**Records provided**:
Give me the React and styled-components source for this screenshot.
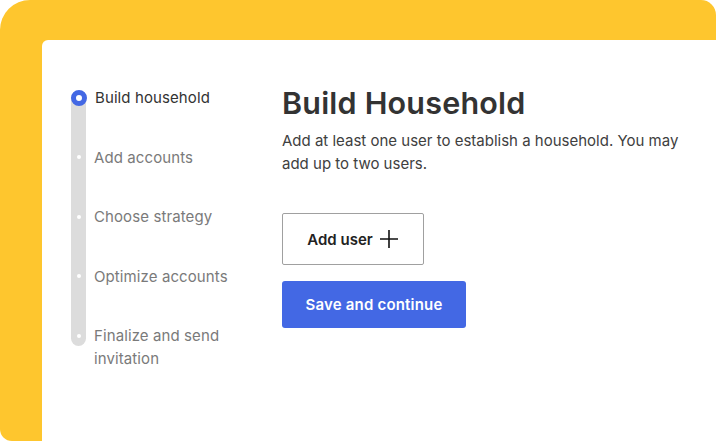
import styled, { createGlobalStyle } from "styled-components";

const GlobalStyle = createGlobalStyle`
  html, body {
    margin: 0;
    padding: 0;
    background: #ffffff;
  }
  body {
    font-family: Inter, "Liberation Sans", sans-serif;
    -webkit-font-smoothing: antialiased;
  }
`;

const Frame = styled.div`
  width: 716px;
  height: 441px;
  box-sizing: border-box;
  padding: 40px 0 0 42px;
  background: #fec62e;
  border-radius: 30px 15px 0 12px;
  overflow: hidden;
  display: flex;
`;

const Card = styled.section`
  flex: 1;
  display: flex;
  background: #ffffff;
  border-radius: 6px 0 0 0;
  padding: 46px 0 0 29px;
`;

const Sidebar = styled.nav`
  flex: 0 0 211px;
`;

const Steps = styled.ol`
  position: relative;
  list-style: none;
  margin: 0;
  padding: 0;
  display: flex;
  flex-direction: column;
  gap: 36.5px;
`;

// grey track running behind the step dots
const Rail = styled.span`
  position: absolute;
  left: 0;
  top: 11px;
  bottom: 24px;
  width: 15px;
  background: #dcdcdc;
  border-radius: 0 0 8px 8px;
`;

const Step = styled.li`
  position: relative;
  display: flex;
  align-items: flex-start;
  gap: 8px;
`;

const Marker = styled.span`
  flex: 0 0 15px;
  height: 23px;
  display: flex;
  align-items: center;
  justify-content: center;
`;

const Dot = styled.span`
  box-sizing: border-box;
  border-radius: 50%;
  width: ${(p) => (p.$active ? "16px" : "4px")};
  height: ${(p) => (p.$active ? "16px" : "4px")};
  background: #ffffff;
  border: ${(p) => (p.$active ? "5.5px solid #4368e4" : "none")};
`;

const StepLabel = styled.span`
  font-size: 15px;
  line-height: 23px;
  letter-spacing: 0.1px;
  color: ${(p) => (p.$active ? "#333333" : "#7a7a7a")};
  max-width: 140px;
`;

const Main = styled.div`
  display: flex;
  flex-direction: column;
  align-items: flex-start;
  width: 410px;
`;

const Title = styled.h1`
  margin: -1px 0 0;
  font-size: 30.5px;
  line-height: 36px;
  font-weight: 600;
  letter-spacing: 0.2px;
  color: #333333;
`;

const Lead = styled.p`
  margin: 8px 0 0;
  font-size: 15px;
  line-height: 23px;
  color: #404040;
`;

const OutlineButton = styled.button`
  margin-top: 38px;
  width: 142px;
  height: 52px;
  display: flex;
  align-items: center;
  justify-content: center;
  gap: 6px;
  background: #ffffff;
  border: 1px solid #a0a0a0;
  border-radius: 2px;
  font-family: inherit;
  font-size: 15px;
  font-weight: 600;
  color: #222222;
  padding: 0;
`;

const PrimaryButton = styled.button`
  margin-top: 16px;
  width: 184px;
  height: 47px;
  background: #4368e4;
  border: none;
  border-radius: 3px;
  font-family: inherit;
  font-size: 15px;
  font-weight: 600;
  letter-spacing: 0.2px;
  color: #ffffff;
  padding: 0;
`;

const PlusIcon = () => (
  <svg width="20" height="20" viewBox="0 0 20 20" aria-hidden="true">
    <path d="M10 1v18M1 10h18" stroke="#111" strokeWidth="1.6" fill="none" />
  </svg>
);

const steps = [
  "Build household",
  "Add accounts",
  "Choose strategy",
  "Optimize accounts",
  "Finalize and send invitation",
];

export default function App() {
  return (
    <>
      <GlobalStyle />
      <Frame>
        <Card>
          <Sidebar>
            <Steps>
              <Rail />
              {steps.map((label, i) => (
                <Step key={label}>
                  <Marker>
                    <Dot $active={i === 0} />
                  </Marker>
                  <StepLabel $active={i === 0}>{label}</StepLabel>
                </Step>
              ))}
            </Steps>
          </Sidebar>
          <Main>
            <Title>Build Household</Title>
            <Lead>
              Add at least one user to establish a household. You may add up to
              two users.
            </Lead>
            <OutlineButton>
              Add user <PlusIcon />
            </OutlineButton>
            <PrimaryButton>Save and continue</PrimaryButton>
          </Main>
        </Card>
      </Frame>
    </>
  );
}
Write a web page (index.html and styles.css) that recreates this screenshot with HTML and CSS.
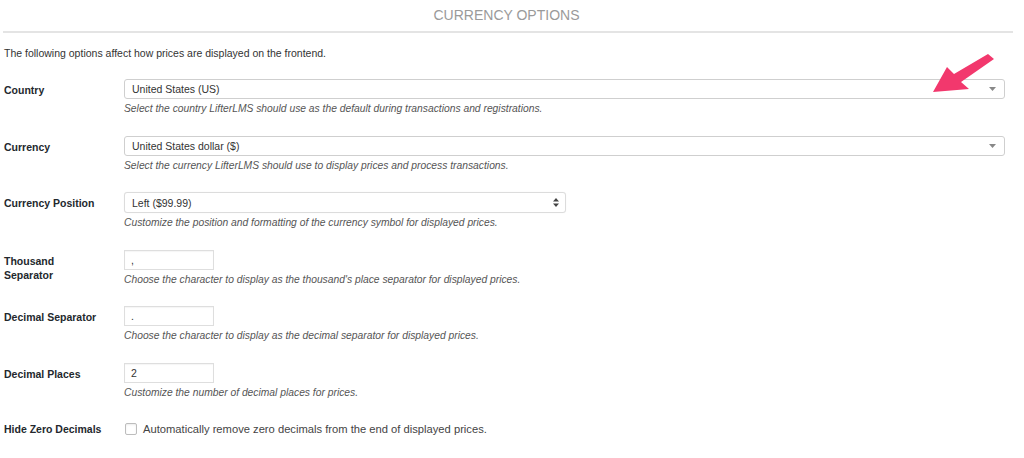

**Problem details**: Leaving all pictures aside, quote each record exactly.

**Full solution**:
Give me the React and styled-components source for this screenshot.
import styled, { createGlobalStyle } from "styled-components";

const GlobalStyle = createGlobalStyle`
  html, body {
    margin: 0;
    padding: 0;
    background: #ffffff;
  }
  body {
    font-family: Inter, "Liberation Sans", sans-serif;
    -webkit-font-smoothing: antialiased;
  }
`;

const Frame = styled.div`
  width: 716px;
  height: 441px;
  box-sizing: border-box;
  padding: 40px 0 0 42px;
  background: #fec62e;
  border-radius: 30px 15px 0 12px;
  overflow: hidden;
  display: flex;
`;

const Card = styled.section`
  flex: 1;
  display: flex;
  background: #ffffff;
  border-radius: 6px 0 0 0;
  padding: 46px 0 0 29px;
`;

const Sidebar = styled.nav`
  flex: 0 0 211px;
`;

const Steps = styled.ol`
  position: relative;
  list-style: none;
  margin: 0;
  padding: 0;
  display: flex;
  flex-direction: column;
  gap: 36.5px;
`;

// grey track running behind the step dots
const Rail = styled.span`
  position: absolute;
  left: 0;
  top: 11px;
  bottom: 24px;
  width: 15px;
  background: #dcdcdc;
  border-radius: 0 0 8px 8px;
`;

const Step = styled.li`
  position: relative;
  display: flex;
  align-items: flex-start;
  gap: 8px;
`;

const Marker = styled.span`
  flex: 0 0 15px;
  height: 23px;
  display: flex;
  align-items: center;
  justify-content: center;
`;

const Dot = styled.span`
  box-sizing: border-box;
  border-radius: 50%;
  width: ${(p) => (p.$active ? "16px" : "4px")};
  height: ${(p) => (p.$active ? "16px" : "4px")};
  background: #ffffff;
  border: ${(p) => (p.$active ? "5.5px solid #4368e4" : "none")};
`;

const StepLabel = styled.span`
  font-size: 15px;
  line-height: 23px;
  letter-spacing: 0.1px;
  color: ${(p) => (p.$active ? "#333333" : "#7a7a7a")};
  max-width: 140px;
`;

const Main = styled.div`
  display: flex;
  flex-direction: column;
  align-items: flex-start;
  width: 410px;
`;

const Title = styled.h1`
  margin: -1px 0 0;
  font-size: 30.5px;
  line-height: 36px;
  font-weight: 600;
  letter-spacing: 0.2px;
  color: #333333;
`;

const Lead = styled.p`
  margin: 8px 0 0;
  font-size: 15px;
  line-height: 23px;
  color: #404040;
`;

const OutlineButton = styled.button`
  margin-top: 38px;
  width: 142px;
  height: 52px;
  display: flex;
  align-items: center;
  justify-content: center;
  gap: 6px;
  background: #ffffff;
  border: 1px solid #a0a0a0;
  border-radius: 2px;
  font-family: inherit;
  font-size: 15px;
  font-weight: 600;
  color: #222222;
  padding: 0;
`;

const PrimaryButton = styled.button`
  margin-top: 16px;
  width: 184px;
  height: 47px;
  background: #4368e4;
  border: none;
  border-radius: 3px;
  font-family: inherit;
  font-size: 15px;
  font-weight: 600;
  letter-spacing: 0.2px;
  color: #ffffff;
  padding: 0;
`;

const PlusIcon = () => (
  <svg width="20" height="20" viewBox="0 0 20 20" aria-hidden="true">
    <path d="M10 1v18M1 10h18" stroke="#111" strokeWidth="1.6" fill="none" />
  </svg>
);

const steps = [
  "Build household",
  "Add accounts",
  "Choose strategy",
  "Optimize accounts",
  "Finalize and send invitation",
];

export default function App() {
  return (
    <>
      <GlobalStyle />
      <Frame>
        <Card>
          <Sidebar>
            <Steps>
              <Rail />
              {steps.map((label, i) => (
                <Step key={label}>
                  <Marker>
                    <Dot $active={i === 0} />
                  </Marker>
                  <StepLabel $active={i === 0}>{label}</StepLabel>
                </Step>
              ))}
            </Steps>
          </Sidebar>
          <Main>
            <Title>Build Household</Title>
            <Lead>
              Add at least one user to establish a household. You may add up to
              two users.
            </Lead>
            <OutlineButton>
              Add user <PlusIcon />
            </OutlineButton>
            <PrimaryButton>Save and continue</PrimaryButton>
          </Main>
        </Card>
      </Frame>
    </>
  );
}
Write a web page (index.html and styles.css) that recreates this screenshot with HTML and CSS.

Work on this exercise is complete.